The first point of interest is the low amount of *feature points* for adds versus muls, but doubling the KL threshold to 0.8 only increases the amount of *feature points* to 8. The low amount of *feature points* could be an influence for the low results, however adds vs. ands does not perform much better with 112 *feature points*.



Fig. 7: KL divergence graphs with selected *feature points* for adds vs. muls. (a) muls program 1 vs. program 2. (b) adds vs. muls.
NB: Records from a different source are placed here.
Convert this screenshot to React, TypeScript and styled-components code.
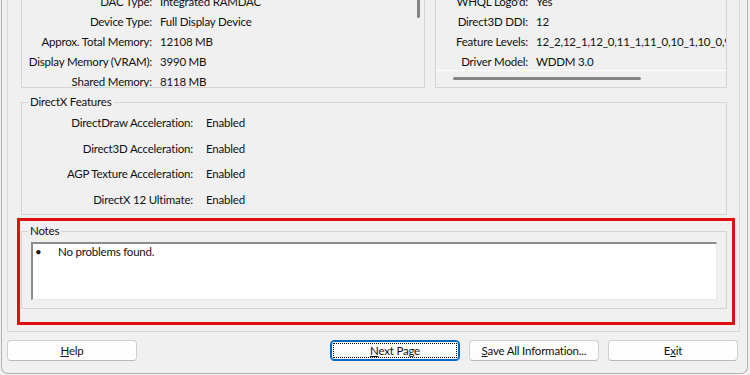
import React from 'react';
import styled, { createGlobalStyle } from 'styled-components';

const GlobalStyle = createGlobalStyle`
  html, body {
    margin: 0;
    padding: 0;
    background: #f0f0f0;
  }
  body {
    font-family: Lato, 'Noto Sans', 'Liberation Sans', sans-serif;
    font-size: 11.5px;
    letter-spacing: -0.2px;
    color: #111;
  }
`;

const Screen = styled.div`
  width: 750px;
  height: 375px;
  overflow: hidden;
  background: #f0f0f0;
`;

const Frame = styled.div`
  box-sizing: border-box;
  margin-left: 1px;
  width: 747px;
  height: 374px;
  border: 1px solid #b4b4b4;
  border-top: none;
  border-radius: 0 0 7px 7px;
  padding: 0 7px 0 5px;
  display: flex;
  flex-direction: column;
`;

const TabPanel = styled.div`
  box-sizing: border-box;
  height: 332px;
  border: 1px solid #d9d9d9;
  border-top: none;
  padding: 0 12px 0 13px;
  display: flex;
  flex-direction: column;
`;

const TopRow = styled.div`
  margin-top: -40px;
  height: 128px;
  display: grid;
  grid-template-columns: 404px 1fr;
  column-gap: 10px;
`;

const Box = styled.div`
  box-sizing: border-box;
  border: 1px solid #d5d5d5;
  display: flex;
  overflow: hidden;
`;

const ColumnBox = styled(Box)`
  flex-direction: column;
`;

const List = styled.div`
  flex: 1;
  padding-top: 10px;
  overflow: hidden;
`;

const Row = styled.div<{ $label: number; $gap: number; $h: number }>`
  display: flex;
  height: ${({ $h }) => $h}px;
  align-items: center;
  white-space: nowrap;

  & > span:first-child {
    flex: 0 0 ${({ $label }) => $label}px;
    text-align: right;
  }
  & > span:last-child {
    margin-left: ${({ $gap }) => $gap}px;
  }
`;

const VTrack = styled.div`
  flex: 0 0 12px;
  display: flex;
  justify-content: center;
`;

const VThumb = styled.div`
  margin-left: 1px;
  width: 3px;
  height: 57px;
  border-radius: 2px;
  background: #858585;
`;

const HTrack = styled.div`
  box-sizing: border-box;
  flex: 0 0 17px;
  border-top: 1px solid #ffffff;
  padding: 6px 0 0 17px;
`;

const HThumb = styled.div`
  width: 188px;
  height: 3px;
  border-radius: 2px;
  background: #858585;
`;

const Group = styled.fieldset`
  margin: 0;
  padding: 0;
  min-width: 0;
  border: 1px solid #d5d5d5;

  & > legend {
    margin-left: 6px;
    padding: 0 2px;
    line-height: 16px;
  }
`;

const FeatureGroup = styled(Group)`
  margin-top: 6px;
  padding-bottom: 2px;
`;

const Highlight = styled.div`
  box-sizing: border-box;
  margin: 3px -8px 0 -4px;
  border: 3px solid #e0100f;
  padding: 2px 5px 13px 1px;
`;

const NoteBox = styled.div`
  box-sizing: border-box;
  height: 58px;
  margin: 3px 9px 8px;
  background: #ffffff;
  border-style: solid;
  border-width: 2px 1px 1px 2px;
  border-color: #8c8c8c #e6e6e6 #e6e6e6 #8c8c8c;
  padding-left: 2px;
  display: flex;
  line-height: 16px;
`;

const Bullet = styled.span`
  flex: 0 0 23px;
`;

const ButtonBar = styled.div`
  margin-top: 8px;
  padding-right: 2px;
  display: flex;
  gap: 9px;
`;

const Spacer = styled.div`
  flex: 1;
`;

const Button = styled.div<{ $default?: boolean }>`
  box-sizing: border-box;
  width: 130px;
  height: 21px;
  border: 1px solid ${({ $default }) => ($default ? '#0067c0' : '#d0d0d0')};
  border-bottom-color: ${({ $default }) => ($default ? '#0067c0' : '#b8b8b8')};
  border-radius: 4px;
  background: #fdfdfd;
  display: flex;
  align-items: center;
  justify-content: center;
  outline: ${({ $default }) => ($default ? '1px dotted #000' : 'none')};
  outline-offset: -4px;
  box-shadow: ${({ $default }) => ($default ? 'inset 0 0 0 1px #0067c0' : 'none')};
`;

const Key = styled.span`
  text-decoration: underline;
`;

const displayRows = [
  ['Chip Type:', 'Intel(R) Iris(R) Xe Graphics Family'],
  ['DAC Type:', 'Integrated RAMDAC'],
  ['Device Type:', 'Full Display Device'],
  ['Approx. Total Memory:', '12108 MB'],
  ['Display Memory (VRAM):', '3990 MB'],
  ['Shared Memory:', '8118 MB'],
];

const driverRows = [
  ['Date:', '3/9/2023 5:30:00 PM'],
  ["WHQL Logo'd:", 'Yes'],
  ['Direct3D DDI:', '12'],
  ['Feature Levels:', '12_2,12_1,12_0,11_1,11_0,10_1,10_0,9_3,9_2,9_1'],
  ['Driver Model:', 'WDDM 3.0'],
];

const featureRows = [
  ['DirectDraw Acceleration:', 'Enabled'],
  ['Direct3D Acceleration:', 'Enabled'],
  ['AGP Texture Acceleration:', 'Enabled'],
  ['DirectX 12 Ultimate:', 'Enabled'],
];

export default function App() {
  return (
    <Screen>
      <GlobalStyle />
      <Frame>
        <TabPanel>
          <TopRow>
            <Box>
              <List>
                {displayRows.map(([k, v]) => (
                  <Row key={k} $label={130} $gap={8} $h={20}>
                    <span>{k}</span>
                    <span>{v}</span>
                  </Row>
                ))}
              </List>
              <VTrack>
                <VThumb />
              </VTrack>
            </Box>
            <ColumnBox>
              <List>
                {driverRows.map(([k, v]) => (
                  <Row key={k} $label={92} $gap={8} $h={20}>
                    <span>{k}</span>
                    <span>{v}</span>
                  </Row>
                ))}
              </List>
              <HTrack>
                <HThumb />
              </HTrack>
            </ColumnBox>
          </TopRow>

          <FeatureGroup>
            <legend>DirectX Features</legend>
            {featureRows.map(([k, v]) => (
              <Row key={k} $label={171} $gap={13} $h={25.5}>
                <span>{k}</span>
                <span>{v}</span>
              </Row>
            ))}
          </FeatureGroup>

          <Highlight>
            <Group>
              <legend>Notes</legend>
              <NoteBox>
                <Bullet>•</Bullet>
                <span>No problems found.</span>
              </NoteBox>
            </Group>
          </Highlight>
        </TabPanel>

        <ButtonBar>
          <Button>
            <span><Key>H</Key>elp</span>
          </Button>
          <Spacer />
          <Button $default>
            <span><Key>N</Key>ext Page</span>
          </Button>
          <Button>
            <span><Key>S</Key>ave All Information...</span>
          </Button>
          <Button>
            <span>E<Key>x</Key>it</span>
          </Button>
        </ButtonBar>
      </Frame>
    </Screen>
  );
}
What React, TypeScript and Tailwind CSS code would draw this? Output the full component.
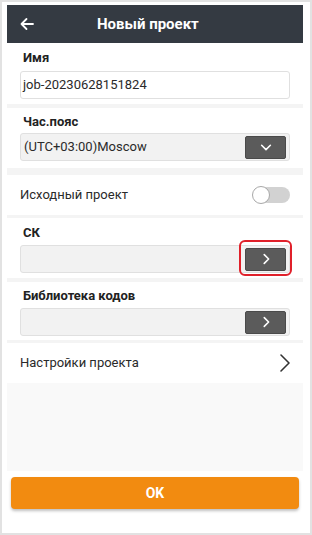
import { ReactNode } from "react";

const Chevron = ({ dir = "right", className = "" }: { dir?: "right" | "down"; className?: string }) => (
    <svg viewBox="0 0 16 16" className={className} fill="none" stroke="currentColor" strokeWidth="1.8" strokeLinecap="round" strokeLinejoin="round">
        {dir === "right" ? <path d="M6 3l5 5-5 5" /> : <path d="M3 6l5 5 5-5" />}
    </svg>
);

const Field = ({ label, children }: { label: string; children: ReactNode }) => (
    <div className="px-[13px]">
        <div className="ml-[3px] h-[16px] flex items-center text-[13px] font-bold text-[#222]">{label}</div>
        {children}
    </div>
);

const Band = ({ h }: { h: string }) => <div className={`${h} bg-[#f4f4f4]`} />;

const DarkButton = ({ dir }: { dir: "right" | "down" }) => (
    <div className="w-[41px] h-[23px] bg-[#5b5b5b] border border-[#4a4a4a] rounded-[2px] flex items-center justify-center text-white">
        <Chevron dir={dir} className="w-[14px] h-[14px]" />
    </div>
);

export default function App() {
    return (
        <div className="w-[312px] h-[535px] border-2 border-[#e2e2e2] bg-white pl-[5px] pr-[7px] pt-[3px] flex flex-col font-['Roboto','Liberation_Sans',sans-serif]">
            <div className="h-[38px] shrink-0 bg-[#343a42] flex items-center text-white">
                <svg viewBox="0 0 16 16" className="ml-[12px] w-[16px] h-[16px]" fill="none" stroke="currentColor" strokeWidth="1.8" strokeLinecap="round" strokeLinejoin="round">
                    <path d="M14 8H2.5M7.5 3L2.5 8l5 5" />
                </svg>
                <span className="ml-[62px] text-[15px] font-bold">Новый проект</span>
            </div>

            <div className="pt-[7px] pb-[5px]">
                <Field label="Имя">
                    <div className="mt-[5px] h-[28px] border border-[#e0e0e0] rounded-[3px] flex items-center pl-[2px] text-[13px] text-[#2a2a2a]">
                        job-20230628151824
                    </div>
                </Field>
            </div>
            <Band h="h-[4px]" />

            <div className="pt-[6px] pb-[7px]">
                <Field label="Час.пояс">
                    <div className="mt-[3px] h-[28px] border border-[#e0e0e0] rounded-[3px] bg-[#f2f2f2] flex items-center justify-between pl-[3px] pr-[3px] text-[13px] text-[#2a2a2a]">
                        <span>(UTC+03:00)Moscow</span>
                        <DarkButton dir="down" />
                    </div>
                </Field>
            </div>
            <Band h="h-[7px]" />

            <div className="h-[40px] shrink-0 flex items-center justify-between pl-[13px] pr-[13px]">
                <span className="text-[13px] text-[#2a2a2a]">Исходный проект</span>
                <div className="relative w-[38px] h-[18px]">
                    <div className="absolute inset-y-[1px] left-[4px] right-0 rounded-full bg-[#d2d2d2]" />
                    <div className="absolute left-0 top-0 w-[18px] h-[18px] rounded-full bg-white border border-[#a8a8a8]" />
                </div>
            </div>
            <Band h="h-[3px]" />

            <div className="pt-[7px] pb-[5px]">
                <Field label="СК">
                    <div className="mt-[4px] h-[28px] border border-[#e0e0e0] rounded-[3px] bg-[#f2f2f2] flex items-center justify-end pr-[3px]">
                        <div className="relative">
                            <DarkButton dir="right" />
                            <div className="absolute -left-[6px] -top-[8px] w-[53px] h-[36px] border-2 border-[#e0202a] rounded-[6px]" />
                        </div>
                    </div>
                </Field>
            </div>
            <Band h="h-[4px]" />

            <div className="pt-[6px] pb-[4px]">
                <Field label="Библиотека кодов">
                    <div className="mt-[4px] h-[28px] border border-[#e0e0e0] rounded-[3px] bg-[#f2f2f2] flex items-center justify-end pr-[3px]">
                        <DarkButton dir="right" />
                    </div>
                </Field>
            </div>
            <Band h="h-[3px]" />

            <div className="h-[40px] shrink-0 flex items-center justify-between pl-[13px] pr-[12px]">
                <span className="text-[13px] text-[#2a2a2a]">Настройки проекта</span>
                <svg viewBox="0 0 12 20" className="w-[12px] h-[20px] text-[#333]" fill="none" stroke="currentColor" strokeWidth="1.6" strokeLinecap="round" strokeLinejoin="round">
                    <path d="M2 2l8 8-8 8" />
                </svg>
            </div>

            <div className="h-[88px] shrink-0 bg-[#f9f9f9]" />

            <div className="pt-[6px] px-[4px]">
                <button className="w-full h-[32px] rounded-[4px] bg-[#f28b10] text-white text-[14px] font-bold shadow-[0_2px_3px_rgba(0,0,0,0.25)]">
                    OK
                </button>
            </div>
        </div>
    );
}
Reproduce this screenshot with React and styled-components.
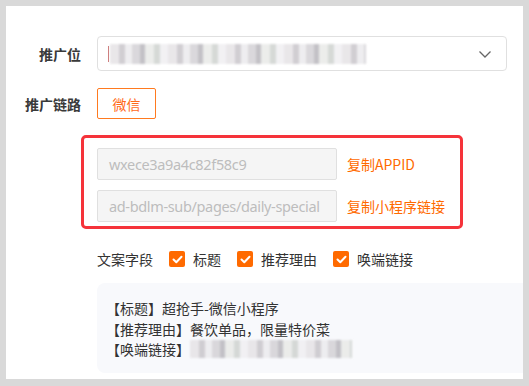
import React from 'react';
import styled, { createGlobalStyle } from 'styled-components';

const Global = createGlobalStyle`
  html, body { margin: 0; background: #d9d9d9; }
  body {
    font-family: "Noto Sans CJK SC", "Noto Sans", sans-serif;
    font-size: 14px;
    color: #333;
  }
  #root { padding: 6px 6px 7px 6px; }
`;

const Panel = styled.div`
  background: #fff;
  width: 517px;
  height: 373px;
  box-sizing: border-box;
  padding-top: 30px;
  overflow: hidden;
`;

const Row = styled.div`
  display: flex;
  align-items: center;
  margin-bottom: ${p => p.gap || 0}px;
`;

const Label = styled.div`
  width: 75px;
  margin-right: 16px;
  text-align: right;
  font-weight: 700;
  color: #3a3a3a;
  line-height: 20px;
`;

const Select = styled.div`
  width: 410px;
  height: 35px;
  box-sizing: border-box;
  border: 1px solid #e0e0e0;
  border-radius: 4px;
  display: flex;
  align-items: center;
  padding: 0 14px 0 10px;
`;

const Caret = styled.span`
  width: 1px;
  height: 16px;
  background: #c77;
  margin-right: 1px;
`;

const Mosaic = styled.span`
  display: inline-block;
  width: ${p => p.w}px;
  height: ${p => p.h || 20}px;
  background:
    repeating-linear-gradient(90deg,
      #e6e3e6 0 9px, #c9c6cb 9px 15px, #ecebee 15px 22px, #d4d2d6 22px 30px,
      #b9b7bd 30px 35px, #e9eae8 35px 44px, #cfd3d0 44px 50px, #f0eff2 50px 58px);
  filter: blur(1.2px);
  opacity: 0.85;
`;

const Chevron = styled.svg`
  margin-left: auto;
  width: 14px;
  height: 14px;
`;

const Tag = styled.button`
  width: 59px;
  height: 31px;
  border: 1px solid #ff7a1f;
  border-radius: 2px;
  background: #fff;
  color: #ff6a1a;
  font-family: inherit;
  font-size: 14px;
  padding: 0;
`;

const Highlight = styled.div`
  margin-left: 75px;
  width: 382px;
  box-sizing: border-box;
  border: 3px solid #f5333a;
  border-radius: 5px;
  padding: 10px 0 4px 13px;
  display: flex;
  flex-direction: column;
  gap: 10px;
  margin-bottom: 20px;
`;

const CopyRow = styled.div`
  display: flex;
  align-items: center;
  gap: 10px;
`;

const Field = styled.div`
  width: 240px;
  height: 32px;
  box-sizing: border-box;
  background: #f5f5f5;
  border: 1px solid #e0e0e0;
  border-radius: 2px;
  padding: 0 11px;
  display: flex;
  align-items: center;
  color: #bdbdbd;
  font-family: "Noto Sans", sans-serif;
  font-size: 14.5px;
  letter-spacing: -0.35px;
  white-space: nowrap;
  overflow: hidden;
`;

const CopyLink = styled.a`
  color: #ff6a00;
  font-size: 14px;
`;

const Options = styled.div`
  margin-left: 91px;
  display: flex;
  align-items: center;
  height: 20px;
  margin-bottom: 14px;
`;

const OptLabel = styled.span`
  margin-right: 16px;
  color: #333;
`;

const Check = styled.label`
  display: flex;
  align-items: center;
  margin-right: 16px;
  color: #333;
`;

const Box = styled.span`
  width: 16px;
  height: 16px;
  border-radius: 2px;
  background: #ff6a00;
  margin-right: 8px;
  display: flex;
  align-items: center;
  justify-content: center;
`;

const Preview = styled.div`
  margin-left: 91px;
  height: 90px;
  box-sizing: border-box;
  background: #f8f9fc;
  border-radius: 8px 0 0 8px;
  padding: 15px 0 0 9px;
  line-height: 20.5px;
  color: #333;
`;

const Line = styled.div`
  display: flex;
  align-items: center;
  white-space: nowrap;
`;

const Tick = () => (
  <svg width="11" height="9" viewBox="0 0 11 9">
    <path d="M1.5 4.5 L4.3 7.2 L9.5 1.8" stroke="#fff" strokeWidth="2" fill="none" strokeLinecap="round" strokeLinejoin="round" />
  </svg>
);

const options = ['标题', '推荐理由', '唤端链接'];

export default function App() {
  return (
    <>
      <Global />
      <Panel>
        <Row gap={17}>
          <Label>推广位</Label>
          <Select>
            <Caret />
            <Mosaic w={256} />
            <Chevron viewBox="0 0 14 14">
              <path d="M1.5 4.5 L7 10 L12.5 4.5" stroke="#666" strokeWidth="1.3" fill="none" />
            </Chevron>
          </Select>
        </Row>
        <Row gap={16}>
          <Label>推广链路</Label>
          <Tag>微信</Tag>
        </Row>
        <Highlight>
          <CopyRow>
            <Field>wxece3a9a4c82f58c9</Field>
            <CopyLink>复制APPID</CopyLink>
          </CopyRow>
          <CopyRow>
            <Field>ad-bdlm-sub/pages/daily-special</Field>
            <CopyLink>复制小程序链接</CopyLink>
          </CopyRow>
        </Highlight>
        <Options>
          <OptLabel>文案字段</OptLabel>
          {options.map(o => (
            <Check key={o}>
              <Box><Tick /></Box>
              {o}
            </Check>
          ))}
        </Options>
        <Preview>
          <Line>【标题】超抢手-微信小程序</Line>
          <Line>【推荐理由】餐饮单品，限量特价菜</Line>
          <Line>【唤端链接】<Mosaic w={162} h={18} /></Line>
        </Preview>
      </Panel>
    </>
  );
}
When plotting *feature points* in the KL divergence graphs, one of the possible causes for the low classification rates can be seen. The *not-varying feature points* are selected to be below a certain threshold and therefore should have a low KL value. This is true for both comparisons, as can be seen in Figure 7a and Figure 8a. However, when looking at *distinct points* (Figure 7b and Figure 8b) the selected *feature points* also have a very low KL value, whereas they should have a high KL value.



Fig. 8: KL divergence graphs with selected *feature points* for adds vs. ands. (a) ands program 1 vs. program 2. (b) adds vs. ands.

The low KL values for *distinct points* are possible because there is no threshold for *distinct points* to be above. The only requirement is that the selected points be a local maximum. This does not exclude points with a high KL value, but they are not present. When comparing these graphs with the results of [6], we notice that the shape of our figures is different. Whereas the high KL values for both comparing target instructions and comparing programs with the same target instruction are located mainly on the higher scales, this is different for the results in [6]. For their results, the low KL values for comparing different programs with the same target instruction are located at the same scales as the high values for comparing different target instructions. The cause of this could be related to the exact implementation, which the authors of [6] do not specify, or due to architectural differences between the different microcontrollers.